Truth is, Zune sucks.
mark d.
But then again, I already have 2 iPODs, so no need for another MP3 player. Maybe people who have no MP3 player will fall for it :- )
Good luck with ZUNE.
this year, I wonder how many will be returned
or exchanged for an iPod?
For all you Zune givers...,
please include a gift voucher! ;-)
- 30Gb or 60Gb sizes
- Plays most video files(divx etc)
- FM Tuner and recorder
- Voice recorder
- Better screen
- DRM friendly
Read the reviews yourself and decide
I'm not saying drop your prefered mp3 player by any means; for me, an iPod or Zune would a downgrade and to a closed system no less.
With the Zen and all the rest of the market, there are far better options to the iPod and Zune if you can get over the msFanboys and Cult of Mac brand loyalty.
...simply declare victory, ...even if this claim has simply no connection to reality, what-so-ever. This is a very old marketing-ploy. But, frankly, this approach actually doesnt really seem to work for genuinely -poor products- (especially, if there is any real competition).
And, this latest PR-stunt isnt even well-orchestrated. Apparently, Microsoft simply expects the consumer-market to actually swallow that this product is, somehow, a "success", ...because the product MAY, allegedly at some point in the future, START selling well-enough to meet new, drastically-lowered, sales-expectations.
Right...
Interestingly, Microsoft is also doing this same thing with "Vista". In fact, our company is actually receiving PR-flyers from Microsoft explaining how to deal with the "...overwhelming demand for Vista and Office 2007". But, we are simply dumbfounded by this complete-departure from reality, since NO CUSTOMERS, ...at all, ...seem to, in any way, even remotely be interested in moving to these new "...turkeys".
I think Microsofts absolute-desperation is plainly-showing.
I guess, in the end, it really does appear that if Microsoft cannot artificially manipulate a marketplace, ...they simply cannot, actually, be successful within it.
How sad...
That company was Apple and the product was iPod.
Zune...from what I understand, is the beginning of a family of media products that will all fall under the same banner. With the marketing power and reach of MS I think it is silly to underestimate how far the Zune family may go.
Myself...I'm not a fan of buying music in a format that is going to force me to buy the same brand down the road if I want to keep listening to my purchases so I'm not interested in either (If I had to choose a 30g player I'd probably get a Zen for its format support)
MS Fanboys - you've got reason to be optimistic
APPLE Fanboys - competition from MS will only force Apple to make a better product
It does everything I need it to do, and very well. My Ipod worked well for a long time but I have never liked itunes, especially the fact that it CANT monitor folders on my home server where we store all of our music.
Almost all of these negative comments are about subjective material. Its to heavy or to thick, or why brown....well for some it is and others its not. I have brown and I think its really cool looking. I think the screen is great and the fact that it is really hard to scratch is nice too.

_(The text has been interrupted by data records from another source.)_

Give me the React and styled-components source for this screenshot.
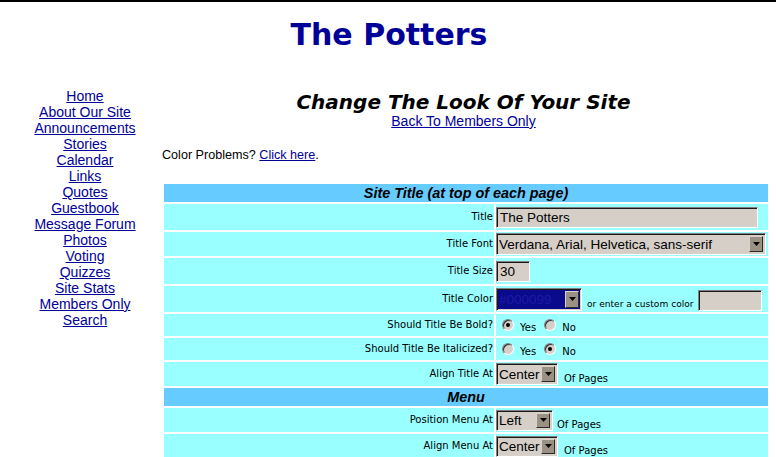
import React from "react";
import styled, { createGlobalStyle } from "styled-components";

const GlobalStyle = createGlobalStyle`
  html, body {
    margin: 0;
    padding: 0;
    background: #ffffff;
  }
  body {
    font-family: "Liberation Sans", Arial, sans-serif;
    color: #000;
  }
`;

const Page = styled.div`
  border-top: 2px solid #000;
  padding: 0 6px 0 8px;
  min-height: 455px;
`;

const SiteTitle = styled.h1`
  margin: 18px 0 0;
  font-family: "DejaVu Sans", Verdana, sans-serif;
  font-size: 30px;
  line-height: 30px;
  font-weight: bold;
  color: #000099;
  text-align: center;
`;

const Layout = styled.div`
  display: flex;
  margin-top: 38px;
`;

const Nav = styled.nav`
  width: 154px;
  flex: none;
  display: flex;
  flex-direction: column;
  align-items: center;
`;

const NavLink = styled.a`
  font-size: 14px;
  line-height: 16px;
  color: #000099;
  text-decoration: underline;
`;

const Main = styled.main`
  flex: 1;
  min-width: 0;
`;

const PageHeading = styled.h2`
  margin: 3px 0 0;
  padding-right: 5px;
  font-family: "DejaVu Sans", Verdana, sans-serif;
  font-size: 20px;
  line-height: 22px;
  font-weight: bold;
  font-style: italic;
  text-align: center;
`;

const BackLine = styled.div`
  text-align: center;
  padding-right: 5px;
  font-size: 14px;
  line-height: 16px;
`;

const Link = styled.a`
  color: #000099;
  text-decoration: underline;
`;

const Note = styled.p`
  margin: 19px 0 0;
  font-size: 12.6px;
  line-height: 15px;
`;

const Table = styled.table`
  margin-top: 19px;
  width: 100%;
  border-collapse: separate;
  border-spacing: 2px;
  table-layout: fixed;
`;

const LabelCol = styled.col`
  width: 330px;
`;

const Row = styled.tr`
  height: ${(p) => p.$h}px;
`;

const HeaderCell = styled.td`
  padding: 0;
  background: #66ccff;
  text-align: center;
  font-family: "Liberation Sans", Arial, sans-serif;
  font-size: 14.4px;
  line-height: 16px;
  font-weight: bold;
  font-style: italic;
`;

const LabelCell = styled.td`
  padding: 0 1px 0 0;
  background: #99ffff;
  text-align: right;
  vertical-align: middle;
  font-family: "DejaVu Sans", Verdana, sans-serif;
  font-size: 10px;
  line-height: 12px;
  white-space: nowrap;
`;

const ControlCell = styled.td`
  padding: 0;
  background: #99ffff;
  vertical-align: middle;
`;

const Controls = styled.div`
  display: flex;
  align-items: ${(p) => (p.$baseline ? "baseline" : "flex-end")};
  padding-top: ${(p) => p.$pt || 0}px;
`;

const SmallText = styled.span`
  flex: none;
  white-space: nowrap;
  font-family: "DejaVu Sans", Verdana, sans-serif;
  font-size: ${(p) => p.$size || 10}px;
  line-height: 12px;
  margin-left: ${(p) => p.$ml || 0}px;
  margin-bottom: ${(p) => p.$mb || 0}px;
`;

const bevel = `
  border: 1px solid;
  border-color: #808080 #ffffff #ffffff #808080;
  box-shadow: inset 1px 1px 0 #1a1a1a, inset -1px -1px 0 #d8d2ca;
`;

const TextBox = styled.input`
  box-sizing: border-box;
  flex: none;
  width: ${(p) => p.$w}px;
  height: 21px;
  margin: 0 0 0 ${(p) => p.$ml || 0}px;
  padding: 0 3px;
  ${bevel}
  background: #d6cfc7;
  font-family: "Liberation Sans", Arial, sans-serif;
  font-size: 13.5px;
  color: #000;
  outline: none;
`;

const SelectBox = styled.div`
  box-sizing: border-box;
  flex: none;
  display: flex;
  width: ${(p) => p.$w}px;
  height: ${(p) => p.$h || 22}px;
  padding: 2px;
  ${bevel}
  background: ${(p) => p.$bg || "#d6cfc7"};
`;

const Select = styled.select`
  appearance: none;
  -webkit-appearance: none;
  flex: 1;
  min-width: 0;
  height: 100%;
  margin: 0;
  padding: 0;
  border: none;
  background: transparent;
  font-family: "Liberation Sans", Arial, sans-serif;
  font-size: 13.5px;
  color: ${(p) => p.$color || "#000"};
  outline: none;
  overflow: hidden;
`;

const ArrowButton = styled.span`
  box-sizing: border-box;
  flex: none;
  width: 14px;
  height: 100%;
  display: flex;
  align-items: center;
  justify-content: center;
  background: #9a9182;
  border: 1px solid;
  border-color: #d8d2ca #2a2a2a #2a2a2a #d8d2ca;
`;

const Radio = styled.span`
  box-sizing: border-box;
  position: relative;
  flex: none;
  width: 12px;
  height: 12px;
  margin: 0 6px 0 ${(p) => p.$ml}px;
  border-radius: 50%;
  border: 1px solid;
  border-color: #808080 #ffffff #ffffff #808080;
  box-shadow: inset 1px 1px 0 #303030;
  background: #d6cfc7;

  &::after {
    content: "";
    display: ${(p) => (p.$checked ? "block" : "none")};
    position: absolute;
    left: 3px;
    top: 3px;
    width: 4px;
    height: 4px;
    border-radius: 50%;
    background: #000;
  }
`;

const Arrow = () => (
  <ArrowButton>
    <svg width="7" height="4" viewBox="0 0 7 4">
      <polygon points="0,0 7,0 3.5,4" fill="#000" />
    </svg>
  </ArrowButton>
);

const Dropdown = ({ w, h, bg, color, value, options }) => (
  <SelectBox $w={w} $h={h} $bg={bg}>
    <Select defaultValue={value} $color={color}>
      {options.map((o) => (
        <option key={o} value={o}>
          {o}
        </option>
      ))}
    </Select>
    <Arrow />
  </SelectBox>
);

const YesNo = ({ yes }) => (
  <Controls $baseline $pt={2}>
    <Radio $ml={6} $checked={yes} />
    <SmallText>Yes</SmallText>
    <Radio $ml={8} $checked={!yes} />
    <SmallText>No</SmallText>
  </Controls>
);

const navItems = [
  "Home",
  "About Our Site",
  "Announcements",
  "Stories",
  "Calendar",
  "Links",
  "Quotes",
  "Guestbook",
  "Message Forum",
  "Photos",
  "Voting",
  "Quizzes",
  "Site Stats",
  "Members Only",
  "Search",
];

const alignOptions = ["Left", "Center", "Right"];

const App = () => {
  return (
    <>
      <GlobalStyle />
      <Page>
        <SiteTitle>The Potters</SiteTitle>
        <Layout>
          <Nav>
            {navItems.map((item) => (
              <NavLink key={item} href="#">
                {item}
              </NavLink>
            ))}
          </Nav>
          <Main>
            <PageHeading>Change The Look Of Your Site</PageHeading>
            <BackLine>
              <Link href="#">Back To Members Only</Link>
            </BackLine>
            <Note>
              Color Problems? <Link href="#">Click here</Link>.
            </Note>
            <Table>
              <colgroup>
                <LabelCol />
                <col />
              </colgroup>
              <tbody>
                <Row $h={18}>
                  <HeaderCell colSpan={2}>Site Title (at top of each page)</HeaderCell>
                </Row>
                <Row $h={26}>
                  <LabelCell>Title</LabelCell>
                  <ControlCell>
                    <Controls>
                      <TextBox $w={262} defaultValue="The Potters" />
                    </Controls>
                  </ControlCell>
                </Row>
                <Row $h={24}>
                  <LabelCell>Title Font</LabelCell>
                  <ControlCell>
                    <Controls>
                      <Dropdown
                        w={270}
                        value="Verdana, Arial, Helvetica, sans-serif"
                        options={[
                          "Verdana, Arial, Helvetica, sans-serif",
                          "Arial, Helvetica, sans-serif",
                          "Times New Roman, serif",
                        ]}
                      />
                    </Controls>
                  </ControlCell>
                </Row>
                <Row $h={26}>
                  <LabelCell>Title Size</LabelCell>
                  <ControlCell>
                    <Controls>
                      <TextBox $w={34} defaultValue="30" />
                    </Controls>
                  </ControlCell>
                </Row>
                <Row $h={26}>
                  <LabelCell>Title Color</LabelCell>
                  <ControlCell>
                    <Controls>
                      <Dropdown
                        w={86}
                        h={23}
                        bg="#0a0a8c"
                        color="#1c1ca4"
                        value="#000099"
                        options={["#000099", "#000000", "#990000"]}
                      />
                      <SmallText $ml={5} $mb={1} $size={9.1}>
                        or enter a custom color
                      </SmallText>
                      <TextBox $w={64} $ml={4} defaultValue="" />
                    </Controls>
                  </ControlCell>
                </Row>
                <Row $h={22}>
                  <LabelCell>Should Title Be Bold?</LabelCell>
                  <ControlCell>
                    <YesNo yes />
                  </ControlCell>
                </Row>
                <Row $h={22}>
                  <LabelCell>Should Title Be Italicized?</LabelCell>
                  <ControlCell>
                    <YesNo yes={false} />
                  </ControlCell>
                </Row>
                <Row $h={24}>
                  <LabelCell>Align Title At</LabelCell>
                  <ControlCell>
                    <Controls>
                      <Dropdown w={62} value="Center" options={alignOptions} />
                      <SmallText $ml={6}>Of Pages</SmallText>
                    </Controls>
                  </ControlCell>
                </Row>
                <Row $h={18}>
                  <HeaderCell colSpan={2}>Menu</HeaderCell>
                </Row>
                <Row $h={24}>
                  <LabelCell>Position Menu At</LabelCell>
                  <ControlCell>
                    <Controls>
                      <Dropdown w={57} h={21} value="Left" options={["Left", "Top"]} />
                      <SmallText $ml={4}>Of Pages</SmallText>
                    </Controls>
                  </ControlCell>
                </Row>
                <Row $h={24}>
                  <LabelCell>Align Menu At</LabelCell>
                  <ControlCell>
                    <Controls>
                      <Dropdown w={62} h={21} value="Center" options={alignOptions} />
                      <SmallText $ml={6}>Of Pages</SmallText>
                    </Controls>
                  </ControlCell>
                </Row>
              </tbody>
            </Table>
          </Main>
        </Layout>
      </Page>
    </>
  );
};

export default App;
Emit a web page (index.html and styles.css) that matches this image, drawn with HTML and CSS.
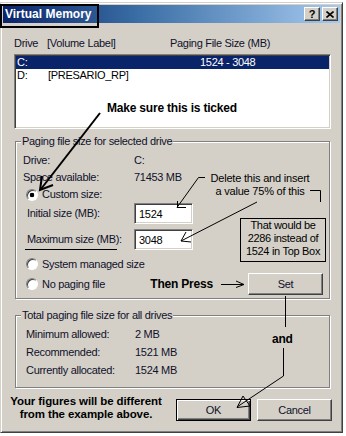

Only time will tell us if the Zune or its eventual family of Zunes will affect Ipod and its market share. I personally think just like almost everything else MS does if they stick to it, it will get better and better and intergrate with their other products eventually and they have mountains of cash to do so with. Its not hard to see this....just look at the Xbox, it had a tough fight and now the 360 probably will be the "next gen" console of choice.
I can easily see a 3rd or 4th gen Zune that is a Windows Mobile 2008 phone as well.
I think the 360 is in a very dangerous place.
Wii's are selling like crazy right now for the general market.
Whats 360 at, 10 mill in a year, were as Nintendo is talking 4 mill just by Xmas.
This is going to leave 360 vs PS3 for the hardcore market of which over time the PS3 will eat away at the 360 due to its extra power and features and larger game dev community.
In my opinion anyways.
and went back to return the piece of crap.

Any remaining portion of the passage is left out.